Football has more female fans than ever before but Simon Tindall wonders if they are to likely to take an interest in the women’s game
I’ll watch any kind of football from sons and dads on the beach, pub teams in the park to the Masters tournaments on Sky. But the words “women’s football” get me reaching for the remote as fast as if the continuity man had said Formula One or Open golf. The Women’s World Cup was an opportunity to reassess this position. The manner of the coverage on the BBC and in quality press obliges you to be interested, to view this as a “good thing” – like five fruit and veg a day – as opposed to a “bad thing” to be media‑ignored like speedway, greyhounds or most boxing.
After a half-century ban, women’s football started again in the same early-Seventies era as Pot Black brought snooker to the TV screen. Within a decade the Embassy and The Crucible were national institutions. Twenty20 cricket has gone from the drawing board to a captivating World Cup in just four years. Even rugby union’s ponderous and cantankerous Guinness Premiership has made significant progress over the last ten. As a spectator sport, women’s football is still banging the drum.X
Some sports are great to play but have little spectator appeal – hockey, lacrosse, fishing, for instance. Women’s football has had more media endorsement than these – no equivalent of Gregory’s Girl, The Manageress and Bend it like Beckham for hockey – but it just does not seem to catch on for me or the many football fans I know. It always seems to be demanding more attention but never getting enough response. Here are three reasons why this may be the case.
Women are increasingly passionate and numerous as spectators of the men’s game. A couple of years ago some female Charlton Athletic fans told me about women’s football and the Charlton Ladies team. They could not have been less interested and saw it as a (very minor) potential threat to support and revenue for the main club.

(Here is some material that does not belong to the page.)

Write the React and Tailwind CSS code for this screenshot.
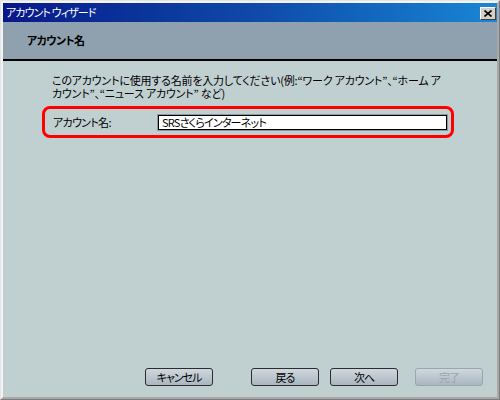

If female fans take that view – not all, but quite possibly the majority – it’s not a ringing endorsement. Nor are the determined efforts of female refereeing officials to be part of the men’s game – despite all the touchline abuse they unfortunately receive. The apparent lack of appeal of women’s football among women may – however irrationally – be a barrier to male interest.
Next and inevitably there is the issue of the standard of play. Unluckily, I caught the highlights of Germany 11 Argentina 0 – rather more than the Argentina keeper seemed to catch. Too harsh to judge on one performer, though. The skills are there, it is said, but the physicality of borderline legality – central to the men’s game – is not. Alcohol-free lager, missing an essential ingredient, comes to mind and, unconnectedly, the Bobby Riggs question. In the early 1970s Riggs, a former Wimbledon champion in his mid-fifties, beat Margaret Court before losing comprehensively to Billie Jean King in an attempt to establish the comparative levels of men’s and women’s tennis. Within men’s football there is a giant machinery of schools, youths, parks, pyramids and internationals, so the spectator has some idea of the merit and credibility of every team. What level of men’s football would the England women’s team beat? No idea – and most people would say it’s a stupid and irrelevant question because it’s a different sport. But is it or isn’t it?
Attached or not? The schizoid relationship with professional football clubs is also an issue. Increasingly, news about women’s football appears alongside the male game in, say, the Guardian or on Ceefax. If the typical fan reads “Arsenal 12 Liverpool 0” he or she will think they are in a parallel universe – and they are, there’s more than one Arsenal. The great names of English football draw their strength from territoriality and continuity, but women’s football can be will o’ the wisp. Charlton effectively poached their women’s set-up from Croydon a few years ago and cut them loose this year as a cost-cutting exercise without any effective protest. It begs the question whether in Britain the women’s game – as a spectator sport in terms of its imagery and organisation – has come too close to the men’s game for its own good. Celebrating the difference rather than emulating the institution is the way ahead. Alcohol-free lager never made it big.